Dropped from Indexes
The bonds will be removed from Citigroup’s World Government Bond Index, the EMU Government Bond Index and the World Broad Investment-Grade Bond Index, the U.S. bank said in an e-mailed statement today. They will no longer be eligible for Barclays Capital’s Global Aggregate, Global Treasury, Euro Aggregate and Euro Treasury indexes from the end of June, Laurent Fransolet, head of European fixed-income strategy at the bank in London, wrote in an e-mailed response to questions today.
EU and IMF officials traveled to Athens yesterday as part of regular checks on the government’s budget plans. EU spokesman Amadeu Altafaj told reporters in Brussels that the 27-nation bloc is “optimistic” about Greece’s ability to implement the program.
Deutsche Bank AG Chief Executive Officer Josef Ackermann, reversing earlier remarks, said last week that he is “confident” Greece can repay its debt because of “the personal commitment given by the prime minister to implement the necessary reforms.”
S&P’s April 27 cut of Greece’s credit rating to non- investment grade was the first time a euro member lost its investment grade since the euro’s 1999 debut. S&P warned that bondholders could recover as little as 30 percent of their initial investment if the country restructures its debt.
Debt Rising
In its downgrade yesterday, Moody’s said its “base-case scenario envisions Greece implementing the policy changes it needs to stabilize its debt-to-GDP ratio at around 150 percent by 2013.” Debt will total 125 percent of GDP this year, according to European Commission forecasts.

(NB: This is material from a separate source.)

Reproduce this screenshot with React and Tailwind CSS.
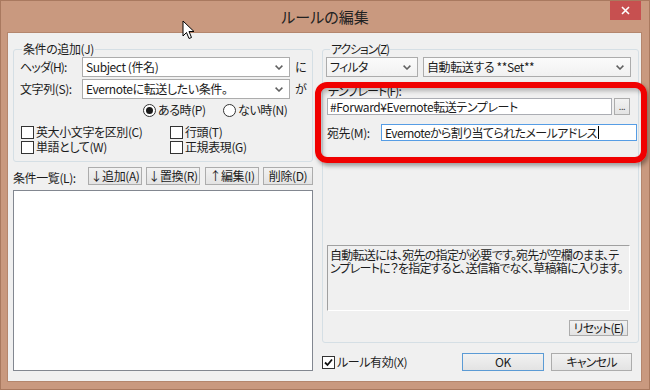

“Should the economy respond positively to the competitiveness-enhancing structural reforms, debt stabilization could be achieved earlier,” Moody’s said.
Moody’s also downgraded its rating on the city of Athens to Ba1 from A3, citing “the uncertainties arising from current reforms on the city’s finances.” Athens and other Greek municipalities “are unlikely to have enough financial flexibility to permit their credit quality to be stronger than that of the sovereign itself,” it said.